— START OF LISTED RECORDS —
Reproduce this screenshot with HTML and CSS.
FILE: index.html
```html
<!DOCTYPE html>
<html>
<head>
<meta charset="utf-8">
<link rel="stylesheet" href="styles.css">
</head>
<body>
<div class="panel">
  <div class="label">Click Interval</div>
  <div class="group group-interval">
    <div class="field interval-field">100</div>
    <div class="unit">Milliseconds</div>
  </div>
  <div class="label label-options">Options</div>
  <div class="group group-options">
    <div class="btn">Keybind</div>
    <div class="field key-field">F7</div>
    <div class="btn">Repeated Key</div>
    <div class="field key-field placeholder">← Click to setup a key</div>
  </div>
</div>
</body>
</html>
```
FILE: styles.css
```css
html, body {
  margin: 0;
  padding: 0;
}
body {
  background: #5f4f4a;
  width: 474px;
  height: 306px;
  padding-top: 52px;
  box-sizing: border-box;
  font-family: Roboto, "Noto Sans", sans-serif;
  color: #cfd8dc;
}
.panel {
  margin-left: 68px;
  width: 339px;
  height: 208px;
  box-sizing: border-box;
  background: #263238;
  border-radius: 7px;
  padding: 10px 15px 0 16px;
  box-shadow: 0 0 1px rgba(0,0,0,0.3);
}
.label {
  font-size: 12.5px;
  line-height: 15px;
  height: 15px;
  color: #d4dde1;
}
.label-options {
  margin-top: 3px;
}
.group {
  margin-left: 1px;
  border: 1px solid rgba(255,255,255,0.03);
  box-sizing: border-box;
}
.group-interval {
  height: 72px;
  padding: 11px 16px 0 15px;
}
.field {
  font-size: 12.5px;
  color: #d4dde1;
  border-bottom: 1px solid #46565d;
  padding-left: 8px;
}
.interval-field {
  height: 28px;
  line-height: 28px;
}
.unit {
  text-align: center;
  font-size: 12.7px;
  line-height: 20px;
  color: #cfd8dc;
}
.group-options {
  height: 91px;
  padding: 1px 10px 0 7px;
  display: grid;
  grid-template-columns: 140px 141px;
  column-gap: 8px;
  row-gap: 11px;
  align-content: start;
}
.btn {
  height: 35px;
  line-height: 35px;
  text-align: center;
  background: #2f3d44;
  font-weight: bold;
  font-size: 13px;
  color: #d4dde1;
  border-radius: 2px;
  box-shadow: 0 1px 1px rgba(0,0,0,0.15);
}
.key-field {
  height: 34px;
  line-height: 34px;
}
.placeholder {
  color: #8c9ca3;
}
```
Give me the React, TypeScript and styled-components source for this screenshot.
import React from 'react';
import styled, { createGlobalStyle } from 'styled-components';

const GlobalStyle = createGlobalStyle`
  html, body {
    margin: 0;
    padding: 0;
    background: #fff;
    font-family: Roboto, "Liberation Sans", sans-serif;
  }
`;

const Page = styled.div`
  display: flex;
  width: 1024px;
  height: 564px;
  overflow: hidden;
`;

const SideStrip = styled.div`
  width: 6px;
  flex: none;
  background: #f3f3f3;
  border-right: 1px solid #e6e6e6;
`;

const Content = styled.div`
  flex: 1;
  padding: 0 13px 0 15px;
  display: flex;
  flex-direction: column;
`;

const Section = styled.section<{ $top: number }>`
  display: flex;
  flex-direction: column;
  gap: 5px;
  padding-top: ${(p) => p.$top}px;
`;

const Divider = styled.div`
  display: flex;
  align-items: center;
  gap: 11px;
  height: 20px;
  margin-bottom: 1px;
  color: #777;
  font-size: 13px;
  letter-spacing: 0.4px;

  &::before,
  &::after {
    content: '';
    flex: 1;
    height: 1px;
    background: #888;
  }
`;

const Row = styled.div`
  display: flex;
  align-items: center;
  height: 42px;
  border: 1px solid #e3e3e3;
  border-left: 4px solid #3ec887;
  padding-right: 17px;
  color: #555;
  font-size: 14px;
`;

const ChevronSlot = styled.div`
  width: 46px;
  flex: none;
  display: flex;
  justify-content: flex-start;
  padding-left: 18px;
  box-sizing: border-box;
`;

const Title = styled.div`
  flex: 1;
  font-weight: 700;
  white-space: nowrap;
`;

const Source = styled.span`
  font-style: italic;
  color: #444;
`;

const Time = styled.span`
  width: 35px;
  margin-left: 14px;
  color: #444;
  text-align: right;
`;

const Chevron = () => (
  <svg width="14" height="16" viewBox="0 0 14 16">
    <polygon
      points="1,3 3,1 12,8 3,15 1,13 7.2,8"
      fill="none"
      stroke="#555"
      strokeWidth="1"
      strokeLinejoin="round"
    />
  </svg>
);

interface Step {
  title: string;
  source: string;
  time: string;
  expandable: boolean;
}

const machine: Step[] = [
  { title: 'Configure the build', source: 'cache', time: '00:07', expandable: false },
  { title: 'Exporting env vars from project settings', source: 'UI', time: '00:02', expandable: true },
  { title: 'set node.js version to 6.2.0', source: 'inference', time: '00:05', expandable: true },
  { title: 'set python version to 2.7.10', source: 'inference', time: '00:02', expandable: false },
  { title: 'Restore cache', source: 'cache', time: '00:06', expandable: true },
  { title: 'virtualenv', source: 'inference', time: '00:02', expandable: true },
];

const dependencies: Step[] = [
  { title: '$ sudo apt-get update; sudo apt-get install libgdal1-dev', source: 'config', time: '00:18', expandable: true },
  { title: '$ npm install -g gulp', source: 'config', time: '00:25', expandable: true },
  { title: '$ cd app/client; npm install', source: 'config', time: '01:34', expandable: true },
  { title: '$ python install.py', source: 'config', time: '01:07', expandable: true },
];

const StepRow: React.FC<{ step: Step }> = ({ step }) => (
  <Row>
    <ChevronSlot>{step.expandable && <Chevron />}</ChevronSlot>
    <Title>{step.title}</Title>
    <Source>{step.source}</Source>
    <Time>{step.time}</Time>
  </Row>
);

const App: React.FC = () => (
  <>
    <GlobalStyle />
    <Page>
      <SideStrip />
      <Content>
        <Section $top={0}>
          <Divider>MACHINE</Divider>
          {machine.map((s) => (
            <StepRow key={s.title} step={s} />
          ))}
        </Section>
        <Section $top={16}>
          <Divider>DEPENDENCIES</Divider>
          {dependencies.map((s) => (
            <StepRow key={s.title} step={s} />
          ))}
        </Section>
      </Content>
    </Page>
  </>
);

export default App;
— END OF LISTED RECORDS —
Print the entries exactly. Include every one.

_EXERCISE RESPONSE_.
Reproduce this screenshot with HTML and CSS.
FILE: index.html
```html
<!DOCTYPE html>
<html>
<head>
<meta charset="utf-8">
<link rel="stylesheet" href="styles.css">
</head>
<body>
<div class="panel">
  <div class="label">Click Interval</div>
  <div class="group group-interval">
    <div class="field interval-field">100</div>
    <div class="unit">Milliseconds</div>
  </div>
  <div class="label label-options">Options</div>
  <div class="group group-options">
    <div class="btn">Keybind</div>
    <div class="field key-field">F7</div>
    <div class="btn">Repeated Key</div>
    <div class="field key-field placeholder">← Click to setup a key</div>
  </div>
</div>
</body>
</html>
```
FILE: styles.css
```css
html, body {
  margin: 0;
  padding: 0;
}
body {
  background: #5f4f4a;
  width: 474px;
  height: 306px;
  padding-top: 52px;
  box-sizing: border-box;
  font-family: Roboto, "Noto Sans", sans-serif;
  color: #cfd8dc;
}
.panel {
  margin-left: 68px;
  width: 339px;
  height: 208px;
  box-sizing: border-box;
  background: #263238;
  border-radius: 7px;
  padding: 10px 15px 0 16px;
  box-shadow: 0 0 1px rgba(0,0,0,0.3);
}
.label {
  font-size: 12.5px;
  line-height: 15px;
  height: 15px;
  color: #d4dde1;
}
.label-options {
  margin-top: 3px;
}
.group {
  margin-left: 1px;
  border: 1px solid rgba(255,255,255,0.03);
  box-sizing: border-box;
}
.group-interval {
  height: 72px;
  padding: 11px 16px 0 15px;
}
.field {
  font-size: 12.5px;
  color: #d4dde1;
  border-bottom: 1px solid #46565d;
  padding-left: 8px;
}
.interval-field {
  height: 28px;
  line-height: 28px;
}
.unit {
  text-align: center;
  font-size: 12.7px;
  line-height: 20px;
  color: #cfd8dc;
}
.group-options {
  height: 91px;
  padding: 1px 10px 0 7px;
  display: grid;
  grid-template-columns: 140px 141px;
  column-gap: 8px;
  row-gap: 11px;
  align-content: start;
}
.btn {
  height: 35px;
  line-height: 35px;
  text-align: center;
  background: #2f3d44;
  font-weight: bold;
  font-size: 13px;
  color: #d4dde1;
  border-radius: 2px;
  box-shadow: 0 1px 1px rgba(0,0,0,0.15);
}
.key-field {
  height: 34px;
  line-height: 34px;
}
.placeholder {
  color: #8c9ca3;
}
```
Give me the React, TypeScript and styled-components source for this screenshot.
import React from 'react';
import styled, { createGlobalStyle } from 'styled-components';

const GlobalStyle = createGlobalStyle`
  html, body {
    margin: 0;
    padding: 0;
    background: #fff;
    font-family: Roboto, "Liberation Sans", sans-serif;
  }
`;

const Page = styled.div`
  display: flex;
  width: 1024px;
  height: 564px;
  overflow: hidden;
`;

const SideStrip = styled.div`
  width: 6px;
  flex: none;
  background: #f3f3f3;
  border-right: 1px solid #e6e6e6;
`;

const Content = styled.div`
  flex: 1;
  padding: 0 13px 0 15px;
  display: flex;
  flex-direction: column;
`;

const Section = styled.section<{ $top: number }>`
  display: flex;
  flex-direction: column;
  gap: 5px;
  padding-top: ${(p) => p.$top}px;
`;

const Divider = styled.div`
  display: flex;
  align-items: center;
  gap: 11px;
  height: 20px;
  margin-bottom: 1px;
  color: #777;
  font-size: 13px;
  letter-spacing: 0.4px;

  &::before,
  &::after {
    content: '';
    flex: 1;
    height: 1px;
    background: #888;
  }
`;

const Row = styled.div`
  display: flex;
  align-items: center;
  height: 42px;
  border: 1px solid #e3e3e3;
  border-left: 4px solid #3ec887;
  padding-right: 17px;
  color: #555;
  font-size: 14px;
`;

const ChevronSlot = styled.div`
  width: 46px;
  flex: none;
  display: flex;
  justify-content: flex-start;
  padding-left: 18px;
  box-sizing: border-box;
`;

const Title = styled.div`
  flex: 1;
  font-weight: 700;
  white-space: nowrap;
`;

const Source = styled.span`
  font-style: italic;
  color: #444;
`;

const Time = styled.span`
  width: 35px;
  margin-left: 14px;
  color: #444;
  text-align: right;
`;

const Chevron = () => (
  <svg width="14" height="16" viewBox="0 0 14 16">
    <polygon
      points="1,3 3,1 12,8 3,15 1,13 7.2,8"
      fill="none"
      stroke="#555"
      strokeWidth="1"
      strokeLinejoin="round"
    />
  </svg>
);

interface Step {
  title: string;
  source: string;
  time: string;
  expandable: boolean;
}

const machine: Step[] = [
  { title: 'Configure the build', source: 'cache', time: '00:07', expandable: false },
  { title: 'Exporting env vars from project settings', source: 'UI', time: '00:02', expandable: true },
  { title: 'set node.js version to 6.2.0', source: 'inference', time: '00:05', expandable: true },
  { title: 'set python version to 2.7.10', source: 'inference', time: '00:02', expandable: false },
  { title: 'Restore cache', source: 'cache', time: '00:06', expandable: true },
  { title: 'virtualenv', source: 'inference', time: '00:02', expandable: true },
];

const dependencies: Step[] = [
  { title: '$ sudo apt-get update; sudo apt-get install libgdal1-dev', source: 'config', time: '00:18', expandable: true },
  { title: '$ npm install -g gulp', source: 'config', time: '00:25', expandable: true },
  { title: '$ cd app/client; npm install', source: 'config', time: '01:34', expandable: true },
  { title: '$ python install.py', source: 'config', time: '01:07', expandable: true },
];

const StepRow: React.FC<{ step: Step }> = ({ step }) => (
  <Row>
    <ChevronSlot>{step.expandable && <Chevron />}</ChevronSlot>
    <Title>{step.title}</Title>
    <Source>{step.source}</Source>
    <Time>{step.time}</Time>
  </Row>
);

const App: React.FC = () => (
  <>
    <GlobalStyle />
    <Page>
      <SideStrip />
      <Content>
        <Section $top={0}>
          <Divider>MACHINE</Divider>
          {machine.map((s) => (
            <StepRow key={s.title} step={s} />
          ))}
        </Section>
        <Section $top={16}>
          <Divider>DEPENDENCIES</Divider>
          {dependencies.map((s) => (
            <StepRow key={s.title} step={s} />
          ))}
        </Section>
      </Content>
    </Page>
  </>
);

export default App;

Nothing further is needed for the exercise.